A couple of ponds that have water all year are seen along prairie trails.
(NWA Democrat-Gazette/Flip Putthoff)

It worked. Almost immediately a red-bellied woodpecker and red-tailed hawk were seen. Neal jumped for joy at the sight of a western meadowlark.

“There’s lots of eastern meadowlarks here,” he noted. Spotting a western meadowlark is a trophy sighting for ardent birders.

As the morning warmed, Reynolds pointed to villages of grasshoppers flitting about on the vegetation. They’re breakfast, lunch and dinner to the prairie’s birds.

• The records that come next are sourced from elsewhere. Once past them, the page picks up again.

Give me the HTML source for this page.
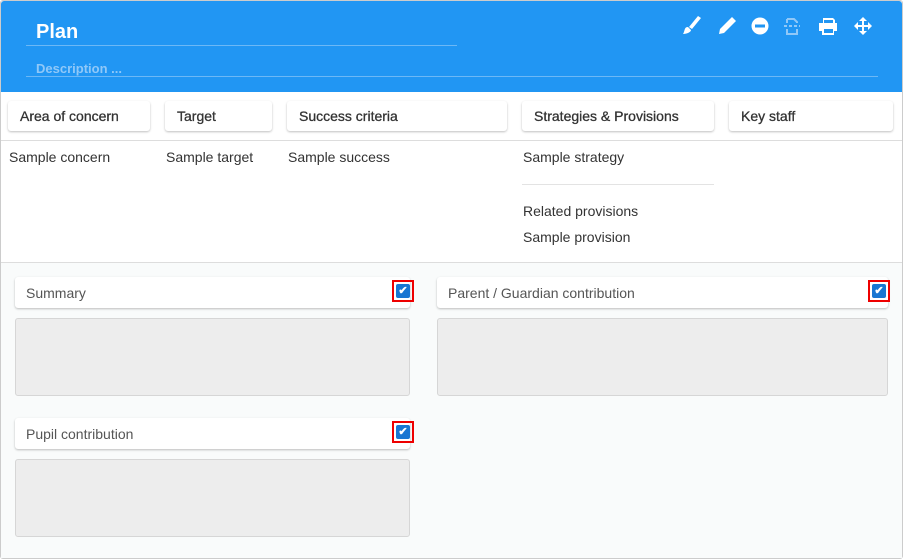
<!DOCTYPE html>
<html><head><style>
*{box-sizing:border-box;margin:0;padding:0}
body{width:903px;height:559px;font-family:"Liberation Sans",sans-serif;background:#fff;position:relative;overflow:hidden;color:#333}
.abs{position:absolute}
.hdr{left:1px;top:1px;width:901px;height:91px;background:#2196f3;border-radius:3px 3px 0 0}
.card{position:absolute;top:101px;height:30px;background:#fff;border-radius:3px;box-shadow:0 1px 2px rgba(0,0,0,.25);font-size:14px;padding:7px 12px;color:#333;-webkit-text-stroke:0.3px #333}
.t{position:absolute;font-size:14px;color:#333}
.lab{position:absolute;height:31px;background:#fff;border-radius:3px;box-shadow:0 1px 2px rgba(0,0,0,.25);font-size:14px;color:#555;padding:8px 11px}
.ta{position:absolute;background:#ededed;border:1px solid #d6d6d6;border-radius:3px}
.cb{position:absolute;width:22px;height:22px;border:2px solid #e00;padding:2px}
.cb div{width:14px;height:14px;background:#1976d2;border-radius:2px;color:#fff;font-size:11px;line-height:14px;text-align:center;font-weight:bold}
</style></head><body>
<div class="abs" style="left:0;top:0;width:903px;height:559px;border:1px solid #ccc;border-radius:3px"></div>
<div class="abs hdr"></div>
<div class="abs" style="left:36px;top:21px;font-size:20px;font-weight:bold;color:#fff">Plan</div>
<div class="abs" style="left:26px;top:45px;width:431px;height:1px;background:#6cb8f6"></div>
<div class="abs" style="left:36px;top:61px;font-size:13px;font-weight:bold;color:#90c8f8">Description ...</div>
<div class="abs" style="left:26px;top:76px;width:852px;height:1px;background:#6cb8f6"></div>
<svg class="abs" style="left:680px;top:15px" width="200" height="24" viewBox="0 0 200 24" fill="#fff">
<path d="M18 1 L21 3 L12 14 L9 12 Z"/><path d="M8 12 C4 12 5 16 3 19 C7 19 11 17 11 15 Z"/>
<path d="M52 2 L56 6 L44 18 L39 19 L40 14 Z"/>
<circle cx="80" cy="11" r="8.5"/><rect x="75" y="9.5" width="10" height="3" fill="#2196f3"/>
<g fill="none" stroke="#90c8f8" stroke-width="2"><path d="M107 4 h7 l3 3 v1 M107 14 v5 h10 v-5 M107 4 v4"/><path d="M104 11 h16" stroke-dasharray="3 2"/></g>
<path d="M143 3 h10 l2 2 v3 h2 v8 h-3 v4 h-12 v-4 h-3 v-8 h4 z M144 5 v3 h9 v-3 z M144 14 v4 h9 v-4 z"/>
<path d="M183 2 l4 4 h-3 v4 h4 v-3 l4 4 l-4 4 v-3 h-4 v4 h3 l-4 4 l-4 -4 h3 v-4 h-4 v3 l-4 -4 l4 -4 v3 h4 v-4 h-3 z"/>
</svg>
<div class="card" style="left:8px;width:142px">Area of concern</div>
<div class="card" style="left:165px;width:107px">Target</div>
<div class="card" style="left:287px;width:220px">Success criteria</div>
<div class="card" style="left:522px;width:192px">Strategies &amp; Provisions</div>
<div class="card" style="left:729px;width:164px">Key staff</div>
<div class="abs" style="left:1px;top:140px;width:901px;height:1px;background:#ddd"></div>
<div class="t" style="left:9px;top:149px">Sample concern</div>
<div class="t" style="left:166px;top:149px">Sample target</div>
<div class="t" style="left:288px;top:149px">Sample success</div>
<div class="t" style="left:523px;top:149px">Sample strategy</div>
<div class="abs" style="left:522px;top:184px;width:192px;height:1px;background:#e3e3e3"></div>
<div class="t" style="left:523px;top:203px">Related provisions</div>
<div class="t" style="left:523px;top:229px">Sample provision</div>
<div class="abs" style="left:1px;top:262px;width:901px;height:296px;background:#f9fbfb;border-top:1px solid #ddd"></div>
<div class="lab" style="left:15px;top:277px;width:395px">Summary</div>
<div class="lab" style="left:437px;top:277px;width:451px">Parent / Guardian contribution</div>
<div class="lab" style="left:15px;top:418px;width:395px">Pupil contribution</div>
<div class="cb" style="left:392px;top:280px"><div>✔</div></div>
<div class="cb" style="left:868px;top:280px"><div>✔</div></div>
<div class="cb" style="left:392px;top:421px"><div>✔</div></div>
<div class="ta" style="left:15px;top:318px;width:395px;height:78px"></div>
<div class="ta" style="left:437px;top:318px;width:451px;height:78px"></div>
<div class="ta" style="left:15px;top:459px;width:395px;height:78px"></div>
</body></html>
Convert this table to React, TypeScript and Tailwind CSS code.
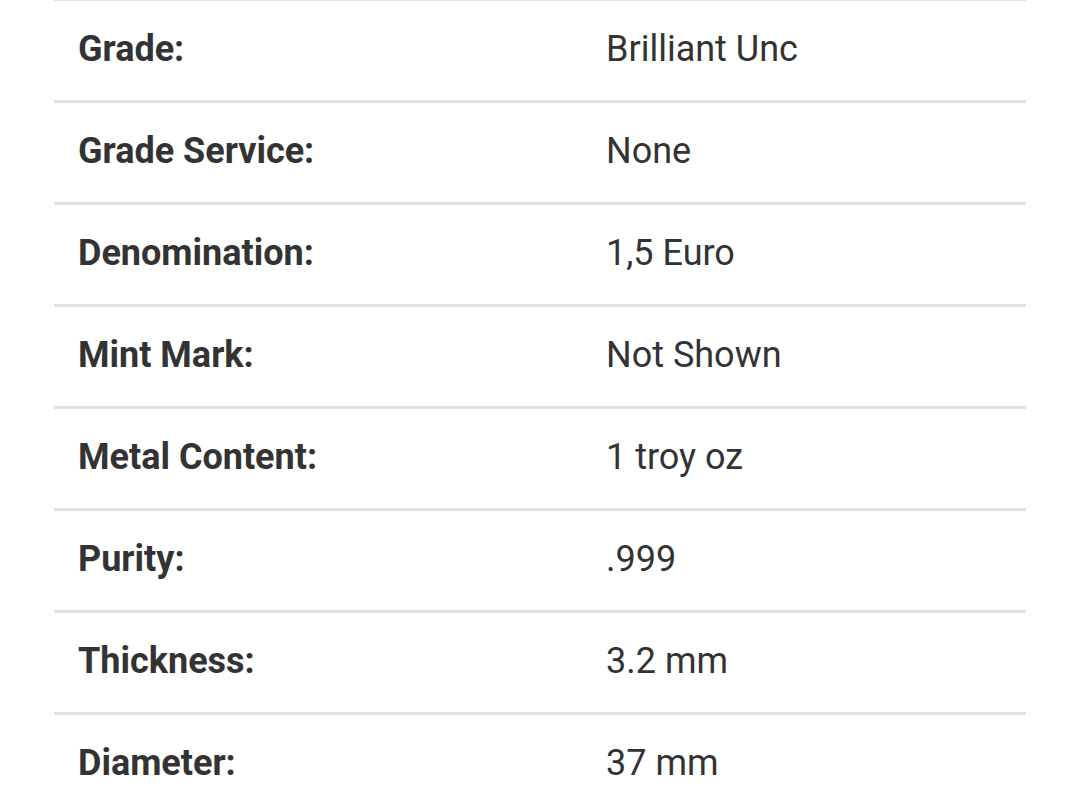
import React from "react";

const rows: [string, string][] = [
  ["Grade:", "Brilliant Unc"],
  ["Grade Service:", "None"],
  ["Denomination:", "1,5 Euro"],
  ["Mint Mark:", "Not Shown"],
  ["Metal Content:", "1 troy oz"],
  ["Purity:", ".999"],
  ["Thickness:", "3.2 mm"],
  ["Diameter:", "37 mm"],
];

export default function App() {
  return (
    <div className="w-[1080px] h-[809px] overflow-hidden bg-white" style={{ fontFamily: "Roboto, 'Noto Sans', sans-serif" }}>
      <div className="ml-[54px] w-[972px] border-t border-[#e0e0e0]">
        {rows.map(([k, v]) => (
          <div key={k} className="grid grid-cols-[552px_1fr] h-[102px] pb-[4px] border-b-[3px] border-[#e0e0e0] items-center text-[36px] text-[#333333]">
            <div className="pl-[24px] font-bold">{k}</div>
            <div>{v}</div>
          </div>
        ))}
      </div>
    </div>
  );
}
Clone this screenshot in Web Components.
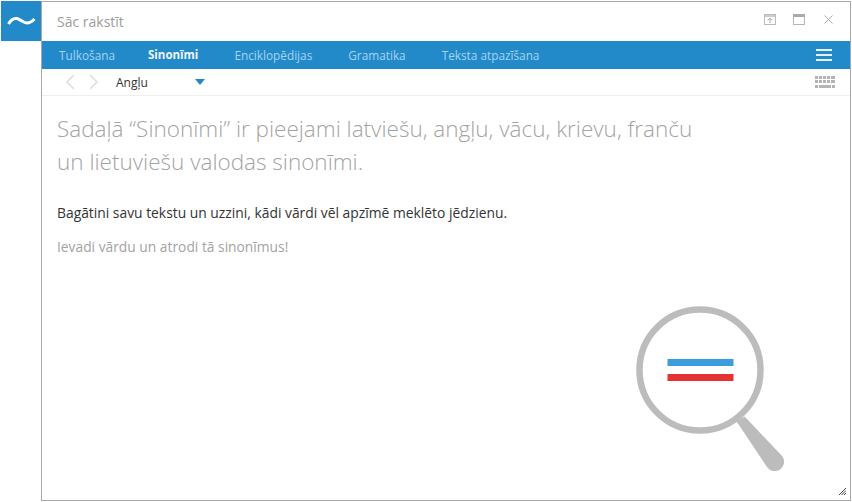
<!DOCTYPE html>
<html lang="lv">
<head>
<meta charset="utf-8">
<title>Sinonīmi</title>
<style>
  html, body { margin: 0; height: 100%; background: #fff; }
  body { font-family: "Open Sans", "Noto Sans", sans-serif; overflow: hidden; }
</style>
</head>
<body>
<app-shell>
  <app-titlebar slot="window">Sāc rakstīt</app-titlebar>
  <app-nav slot="window">
    <nav-tab>Tulkošana</nav-tab>
    <nav-tab active>Sinonīmi</nav-tab>
    <nav-tab>Enciklopēdijas</nav-tab>
    <nav-tab>Gramatika</nav-tab>
    <nav-tab>Teksta atpazīšana</nav-tab>
  </app-nav>
  <app-toolbar slot="window">Angļu</app-toolbar>
  <app-content slot="window">
    <h1 slot="title">Sadaļā “Sinonīmi” ir pieejami latviešu, angļu, vācu, krievu, franču<br>un lietuviešu valodas sinonīmi.</h1>
    <p slot="lead">Bagātini savu tekstu un uzzini, kādi vārdi vēl apzīmē meklēto jēdzienu.</p>
    <p slot="hint">Ievadi vārdu un atrodi tā sinonīmus!</p>
  </app-content>
</app-shell>

<script>
class AppShell extends HTMLElement {
    connectedCallback() {
        const shadow = this.attachShadow({mode: 'open'})
        shadow.innerHTML = `
            <style>
                :host {
                    display: flex;
                    box-sizing: border-box;
                    width: 852px;
                    height: 502px;
                    padding: 1px;
                }
                .logo {
                    flex: none;
                    width: 40px;
                    height: 40px;
                    background: #238aca;
                    display: flex;
                    align-items: center;
                    justify-content: center;
                }
                .window {
                    flex: 1;
                    min-width: 0;
                    position: relative;
                    display: flex;
                    flex-direction: column;
                    border: 1px solid #a9a9a9;
                }
                .grip {
                    position: absolute;
                    right: 4px;
                    bottom: 5px;
                }
            </style>
            <div class="logo">
                <svg width="30" height="12" viewBox="0 0 30 12">
                    <path d="M2.500 9C5 4.500 8 3 11 3.500 15 4.500 17 8 21 8 24 8 26 6.500 28.500 4" fill="none" stroke="#fff" stroke-width="3"/>
                </svg>
            </div>
            <div class="window">
                <slot name="window"></slot>
                <svg class="grip" width="7" height="7" viewBox="0 0 7 7">
                    <path d="M0 7L7 0M2.500 7L7 2.500M5 7L7 5" stroke="#444" stroke-width="1" fill="none"/>
                </svg>
            </div>
        `
    }
}

class AppTitlebar extends HTMLElement {
    connectedCallback() {
        const shadow = this.attachShadow({mode: 'open'})
        shadow.innerHTML = `
            <style>
                :host {
                    display: flex;
                    flex: none;
                    align-items: center;
                    height: 39px;
                    padding: 0 17px 0 15px;
                    color: #9c9c9c;
                    font-size: 14px;
                }
                .title { flex: 1; }
                .btns { display: flex; align-items: center; gap: 17px; margin-top: -4px; }
                svg { display: block; }
            </style>
            <span class="title"><slot></slot></span>
            <div class="btns">
                <svg width="12" height="11" viewBox="0 0 12 11" fill="none">
                    <rect x=".5" y=".5" width="11" height="10" stroke="#bbb"/>
                    <rect x="1" y="1" width="10" height="2" fill="#ccc"/>
                    <path d="M6 9V4.500M3.800 6.500L6 4.200l2.200 2.300" stroke="#aaa"/>
                </svg>
                <svg width="12" height="11" viewBox="0 0 12 11" fill="none">
                    <rect x=".5" y=".5" width="11" height="10" stroke="#b5b5b5"/>
                    <rect x="0" y="0" width="12" height="3" fill="#aaa"/>
                </svg>
                <svg width="9" height="9" viewBox="0 0 9 9" fill="none" style="margin-left:2px">
                    <path d="M.5 .5l8 8M8.500 .5l-8 8" stroke="#aaa"/>
                </svg>
            </div>
        `
    }
}

class AppNav extends HTMLElement {
    connectedCallback() {
        const shadow = this.attachShadow({mode: 'open'})
        shadow.innerHTML = `
            <style>
                :host {
                    display: flex;
                    flex: none;
                    align-items: center;
                    height: 28px;
                    padding: 0 17px 0 17px;
                    background: #238aca;
                }
                .tabs { flex: 1; display: flex; gap: 36px; }
                .menu { width: 16px; height: 12px; margin-right: 1px; display: flex; flex-direction: column; justify-content: space-between; }
                .menu i { height: 2px; background: #e4f1f9; }
            </style>
            <div class="tabs"><slot></slot></div>
            <div class="menu"><i></i><i></i><i></i></div>
        `
    }
}

class NavTab extends HTMLElement {
    connectedCallback() {
        const shadow = this.attachShadow({mode: 'open'})
        shadow.innerHTML = `
            <style>
                :host {
                    display: block;
                    font-size: 11.8px;
                    color: #a5d3f0;
                }
                :host([active]) {
                    margin-left: -3px;
                    color: #eef6fb;
                    font-weight: 700;
                    font-size: 11.500px;
                }
            </style>
            <slot></slot>
        `
    }
}

class AppToolbar extends HTMLElement {
    connectedCallback() {
        const shadow = this.attachShadow({mode: 'open'})
        shadow.innerHTML = `
            <style>
                :host {
                    display: flex;
                    flex: none;
                    align-items: center;
                    box-sizing: border-box;
                    height: 27px;
                    padding: 0 15px 0 23px;
                    border-bottom: 1px solid #efefef;
                    color: #333;
                    font-size: 12px;
                }
                .arrows { display: flex; gap: 14px; margin-right: 17px; }
                .lang { width: 79px; }
                .caret {
                    width: 0;
                    height: 0;
                    border: 5.500px solid transparent;
                    border-top: 6px solid #238aca;
                    border-bottom: 0;
                    margin-right: auto;
                    margin-top: -1px;
                }
                svg { display: block; }
            </style>
            <div class="arrows">
                <svg width="10" height="16" viewBox="0 0 10 16" fill="none"><path d="M9 1L2 8l7 7" stroke="#ddd" stroke-width="1.500"/></svg>
                <svg width="10" height="16" viewBox="0 0 10 16" fill="none"><path d="M1 1l7 7-7 7" stroke="#ddd" stroke-width="1.500"/></svg>
            </div>
            <span class="lang"><slot></slot></span>
            <span class="caret"></span>
            <svg width="20" height="12" viewBox="0 0 20 12" fill="#b4b4b4">
                <path d="M0 0h3v3H0zM4 0h3v3H4zM8 0h3v3H8zM12 0h3v3h-3zM16 0h4v3h-4zM0 4h3v3H0zM4 4h3v3H4zM8 4h3v3H8zM12 4h3v3h-3zM16 4h4v3h-4zM0 9h3v3H0zM4 9h12v3H4zM17 9h3v3h-3z"/>
            </svg>
        `
    }
}

class AppContent extends HTMLElement {
    connectedCallback() {
        const shadow = this.attachShadow({mode: 'open'})
        shadow.innerHTML = `
            <style>
                :host {
                    display: flex;
                    flex: 1;
                    flex-direction: column;
                    min-height: 0;
                    padding: 16px 15px 0;
                }
                ::slotted(h1) {
                    margin: 0 0 25px;
                    font-size: 22.500px;
                    font-weight: 300;
                    line-height: 33px;
                    color: #a3a3a3;
                }
                ::slotted([slot="lead"]) {
                    margin: 0 0 15px;
                    font-size: 13.850px;
                    line-height: 19px;
                    color: #333;
                }
                ::slotted([slot="hint"]) {
                    margin: 0;
                    font-size: 13.800px;
                    line-height: 19px;
                    color: #a3a3a3;
                }
                .art {
                    margin-top: 50px;
                    margin-left: 579px;
                    display: block;
                }
            </style>
            <slot name="title"></slot>
            <slot name="lead"></slot>
            <slot name="hint"></slot>
            <svg class="art" width="152" height="170" viewBox="0 0 152 170" fill="none">
                <circle cx="64" cy="64" r="60.500" stroke="#bcbcbc" stroke-width="6.500"/>
                <rect x="31.500" y="53" width="66" height="7" fill="#3b9edc"/>
                <rect x="31.500" y="68" width="66" height="7" fill="#e53232"/>
                <path d="M100.500 115.500L108.500 110.500L112 114L146.500 150.500A9 9 0 0 1 131 161L104 120.500Z" fill="#bcbcbc"/>
            </svg>
        `
    }
}

customElements.define('app-shell', AppShell);
customElements.define('app-titlebar', AppTitlebar);
customElements.define('app-nav', AppNav);
customElements.define('nav-tab', NavTab);
customElements.define('app-toolbar', AppToolbar);
customElements.define('app-content', AppContent);
</script>
</body>
</html>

Neal enjoyed another ah-ha moment farther down the trail.

“Look! A male scissor-tail (fly catcher) and a female kingfisher both together in the same tree. That’s a first for me,” he hollered in a voice dripping with glee.

Insects, too, excite him.

“Look at that dragonfly! Oh my don’t move,” Neal rejoiced, hunkered close to the ground to get a sharp picture of a blue-faced, meadow-hawk dragonfly.

Great blue lobelia is one of an array of wildflowers on the prairie.
(NWA Democrat-Gazette/Flip Putthoff)

There’s life beneath the prairie soil, too. The Osage burrowing crawfish thrives at Woolsey Wet Prairie, Reynolds said. The crawdads build little walls of mud around their burrow holes.

“Another great thing about this place,” Neal said, “it’s great for student research projects. It’s close to the university, other colleges and high schools so students doing insect or reptile research don’t have to travel far.

“And of course, birders from across Arkansas come here because they might see birds that are only on prairies like this.”

Visit Woolsey Wet Prairie

Woolsey Wet Prairie is located at 15 S. Broyles Ave., Fayetteville. Turn into the entrance of the city’s west-side wastewater treatment plant. Parking and the prairie entrance is on the right.

Source: City of Fayetteville

A stand of cattails is evidence of the wetland characteristic at the prairie. Samantha Heller and Joan Reynolds take in the prairie view on Oct. 9 2020.
(NWA Democrat-Gazette/Flip Putthoff)

Joan Reynolds (left) and Samantha Heller explore an old barn on the prairie.